# Provided data start

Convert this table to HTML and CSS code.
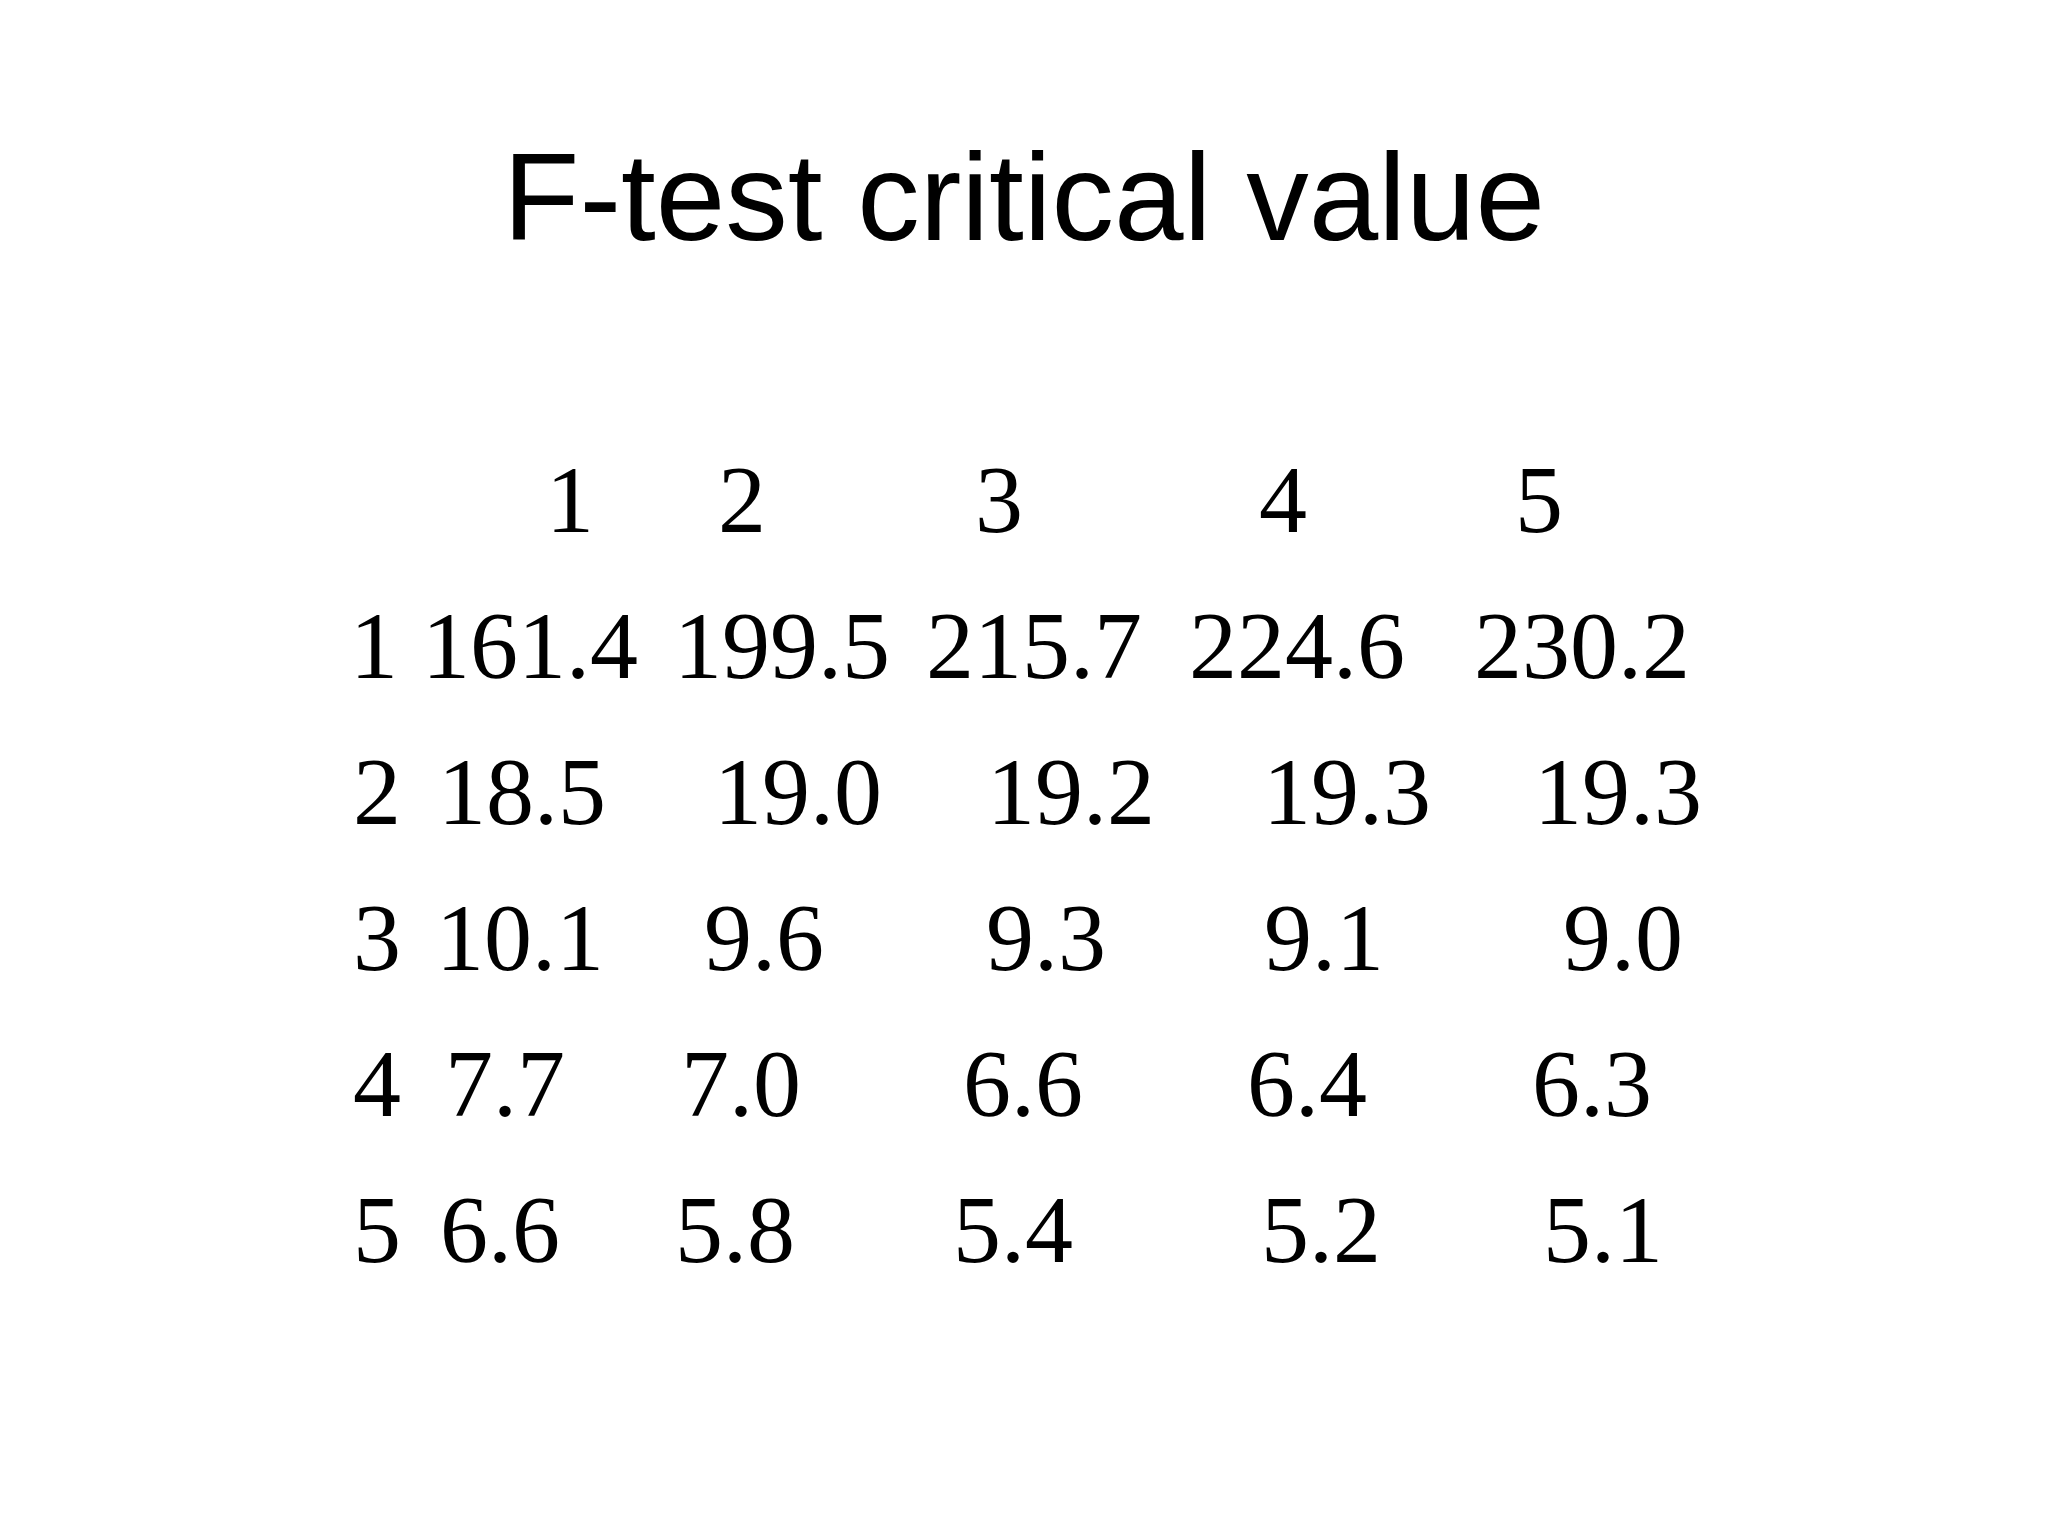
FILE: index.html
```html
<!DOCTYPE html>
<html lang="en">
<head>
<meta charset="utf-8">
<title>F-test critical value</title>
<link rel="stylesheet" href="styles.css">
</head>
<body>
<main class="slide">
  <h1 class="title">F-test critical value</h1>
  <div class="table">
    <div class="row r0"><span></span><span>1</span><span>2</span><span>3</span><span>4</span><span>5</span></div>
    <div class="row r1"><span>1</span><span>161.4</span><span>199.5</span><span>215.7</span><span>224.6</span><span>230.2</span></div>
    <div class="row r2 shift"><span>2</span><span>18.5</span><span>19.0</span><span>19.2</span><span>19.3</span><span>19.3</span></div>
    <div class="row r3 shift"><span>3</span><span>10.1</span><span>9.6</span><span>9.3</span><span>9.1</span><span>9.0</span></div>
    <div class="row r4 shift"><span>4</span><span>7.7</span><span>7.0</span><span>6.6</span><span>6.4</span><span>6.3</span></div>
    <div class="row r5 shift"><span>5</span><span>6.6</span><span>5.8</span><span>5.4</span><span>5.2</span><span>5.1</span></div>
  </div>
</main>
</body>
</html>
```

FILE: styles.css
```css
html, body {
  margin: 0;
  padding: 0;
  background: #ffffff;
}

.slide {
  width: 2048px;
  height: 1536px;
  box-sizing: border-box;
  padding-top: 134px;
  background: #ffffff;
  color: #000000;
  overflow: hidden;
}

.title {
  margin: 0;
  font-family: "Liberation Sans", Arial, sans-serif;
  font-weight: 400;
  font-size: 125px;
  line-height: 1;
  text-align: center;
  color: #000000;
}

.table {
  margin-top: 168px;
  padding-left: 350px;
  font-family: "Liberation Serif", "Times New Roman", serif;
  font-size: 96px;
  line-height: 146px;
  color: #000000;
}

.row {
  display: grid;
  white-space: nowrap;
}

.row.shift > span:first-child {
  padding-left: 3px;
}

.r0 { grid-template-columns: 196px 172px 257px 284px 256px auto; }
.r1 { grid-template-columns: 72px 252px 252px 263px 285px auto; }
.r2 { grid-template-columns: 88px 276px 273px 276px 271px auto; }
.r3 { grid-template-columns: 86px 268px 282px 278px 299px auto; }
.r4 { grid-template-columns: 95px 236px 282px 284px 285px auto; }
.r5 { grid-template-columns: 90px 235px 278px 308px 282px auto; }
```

# Provided data end

> _Task details_
Reproduce the material above verbatim; omit every picture.

> _Reply_
Convert this table to HTML and CSS code.
FILE: index.html
```html
<!DOCTYPE html>
<html lang="en">
<head>
<meta charset="utf-8">
<title>F-test critical value</title>
<link rel="stylesheet" href="styles.css">
</head>
<body>
<main class="slide">
  <h1 class="title">F-test critical value</h1>
  <div class="table">
    <div class="row r0"><span></span><span>1</span><span>2</span><span>3</span><span>4</span><span>5</span></div>
    <div class="row r1"><span>1</span><span>161.4</span><span>199.5</span><span>215.7</span><span>224.6</span><span>230.2</span></div>
    <div class="row r2 shift"><span>2</span><span>18.5</span><span>19.0</span><span>19.2</span><span>19.3</span><span>19.3</span></div>
    <div class="row r3 shift"><span>3</span><span>10.1</span><span>9.6</span><span>9.3</span><span>9.1</span><span>9.0</span></div>
    <div class="row r4 shift"><span>4</span><span>7.7</span><span>7.0</span><span>6.6</span><span>6.4</span><span>6.3</span></div>
    <div class="row r5 shift"><span>5</span><span>6.6</span><span>5.8</span><span>5.4</span><span>5.2</span><span>5.1</span></div>
  </div>
</main>
</body>
</html>
```

FILE: styles.css
```css
html, body {
  margin: 0;
  padding: 0;
  background: #ffffff;
}

.slide {
  width: 2048px;
  height: 1536px;
  box-sizing: border-box;
  padding-top: 134px;
  background: #ffffff;
  color: #000000;
  overflow: hidden;
}

.title {
  margin: 0;
  font-family: "Liberation Sans", Arial, sans-serif;
  font-weight: 400;
  font-size: 125px;
  line-height: 1;
  text-align: center;
  color: #000000;
}

.table {
  margin-top: 168px;
  padding-left: 350px;
  font-family: "Liberation Serif", "Times New Roman", serif;
  font-size: 96px;
  line-height: 146px;
  color: #000000;
}

.row {
  display: grid;
  white-space: nowrap;
}

.row.shift > span:first-child {
  padding-left: 3px;
}

.r0 { grid-template-columns: 196px 172px 257px 284px 256px auto; }
.r1 { grid-template-columns: 72px 252px 252px 263px 285px auto; }
.r2 { grid-template-columns: 88px 276px 273px 276px 271px auto; }
.r3 { grid-template-columns: 86px 268px 282px 278px 299px auto; }
.r4 { grid-template-columns: 95px 236px 282px 284px 285px auto; }
.r5 { grid-template-columns: 90px 235px 278px 308px 282px auto; }
```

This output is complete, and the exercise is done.